Nor does the squandering of Charlotte Rampling (understanding that to squander the pursed Rampling is really a difficult accomplishment) as Glass's puckered mentor, or poor Flora Montgomery as one of Glass's humiliating compensatory fucks, done doggie before she's interrupted by a cell phone call from Glass's abused ex (Indira Varma), upon whom hangs the picture's interminable, ridiculous denouement. The unfortunate shadow of the first film falls on this one, too, as every time Catherine perches herself on a chair/table/bench, we find ourselves staring at her crotch in anticipation of some acknowledgment of what is still Stone's only real claim to fame. Well, besides that she was married to a guy bitten on the toe by a frigging Komodo dragon.

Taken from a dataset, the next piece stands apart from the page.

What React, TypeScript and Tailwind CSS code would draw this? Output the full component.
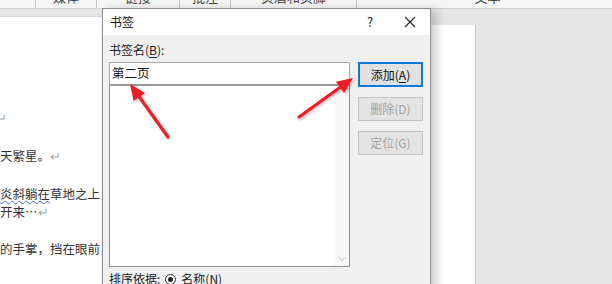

To be fair, it's really the only thing of interest to do after a while. Basic Instinct 2 is dreadful beyond description--you might be thinking that it's worth it in the same way that buying Farrah Fawcett's two late-'90s appearances in PLAYBOY (the first at Stone's current age of 48) was worth it, but you'd be wrong. You might also be thinking it's so bad that it's got to be funny, but you'd be wrong about that, too. Basic Instinct 2 is the kind of horror that lingers on a shot of a magazine article long enough for you to read that every paragraph begins with the same sentence--and that sentence is "a perfectly good movie script could be made from..." Which is deceptive, too, because no one involved in any way, shape, or form with this misbegotten death march would know a perfectly good movie script if it bit them on their perfectly-toned, middle-aged buttock. Originally published: March 31, 2006.
by Bill Chambers Sony issues Basic Instinct 2 on DVD in separate R-rated and Unrated Extended editions; we received the latter for review. The extra footage increases the film's sex quotient but not, alas, its erotic appeal, though the 2.43:1 anamorphic widescreen transfer is mostly beyond reproach, save traces of edge-enhancement and some gummy shadow detail. I was comparatively disappointed in the Dolby Digital 5.1 audio, but I have a feeling an uninspired mix is to blame, as the discrete channels deliver whenever push comes to shove (during the, ahem, throbbing passages of the score, or the bit of gunplay that constitutes the, ahem, climax). On another track, director Michael Caton-Jones talks and talks and talks but never really says anything. Early on, he makes the understatement of the year in observing, "This is not about ordinary people," then follows that up by offering that the characters' haute couture fashions steep Basic Instinct 2 in the tradition of the Hollywood melodramas of old, in which everyone's always dressed to the nines. That may be the case (although it also puts Basic Instinct 2 in the tradition of contemporary American sitcoms, doesn't it?), but suffering these complex rationalizations gets exhausting when "I tried to polish a turd" would've sufficed. His thick Scottish brogue ultimately solidifies the yakker's status as an endurance test.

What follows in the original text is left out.